Photo : Des volontaires de l’association Swa’adna Alsouria préparent des assiettes de riz pour les porter dans les différents abris de la ville de Douma dans la Ghouta orientale. @Association Swa’adna alsouria

Swa’adna Alsouria

L’as­so­ci­a­tion Swa’ad­na Alsouria est née en 2014 de l’ini­tia­tive d’un groupe d’amis et de leurs familles dont fait par­tie Sarah inter­rogée dans l’ar­ti­cle ci-dessus. Ella a 35 ans et vient de la région de Hama dans le cen­tre Est du pays, non loin de Homs où elle était ingénieure en génie civ­il.
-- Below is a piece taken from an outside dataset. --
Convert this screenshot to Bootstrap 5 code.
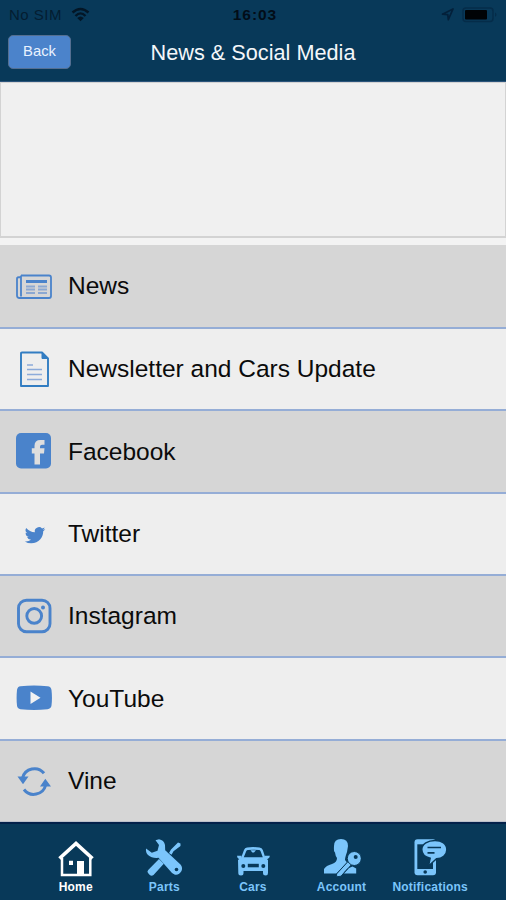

Après avoir par­ticipé aux dif­férentes man­i­fes­ta­tions con­tre le régime syrien, elle crée avec des amis en 2014 une organ­i­sa­tion pour venir en aide aux familles bom­bardées par l’armée. «Aujourd’hui nous avons plusieurs équipes qui tra­vail­lent dans la Ghou­ta, à Idleb, à Homs et dans la province d’Alep. Nous appor­tons de l’aide d’urgence, de l’éducation pour les enfants et du matériel de san­té, nous faisons beau­coup, avec peu de moyens ». L’équipe compte 50 per­son­nes dans la Ghou­ta ori­en­tale prin­ci­pale­ment à Douma où sur­vivent plus de 150 000 civils.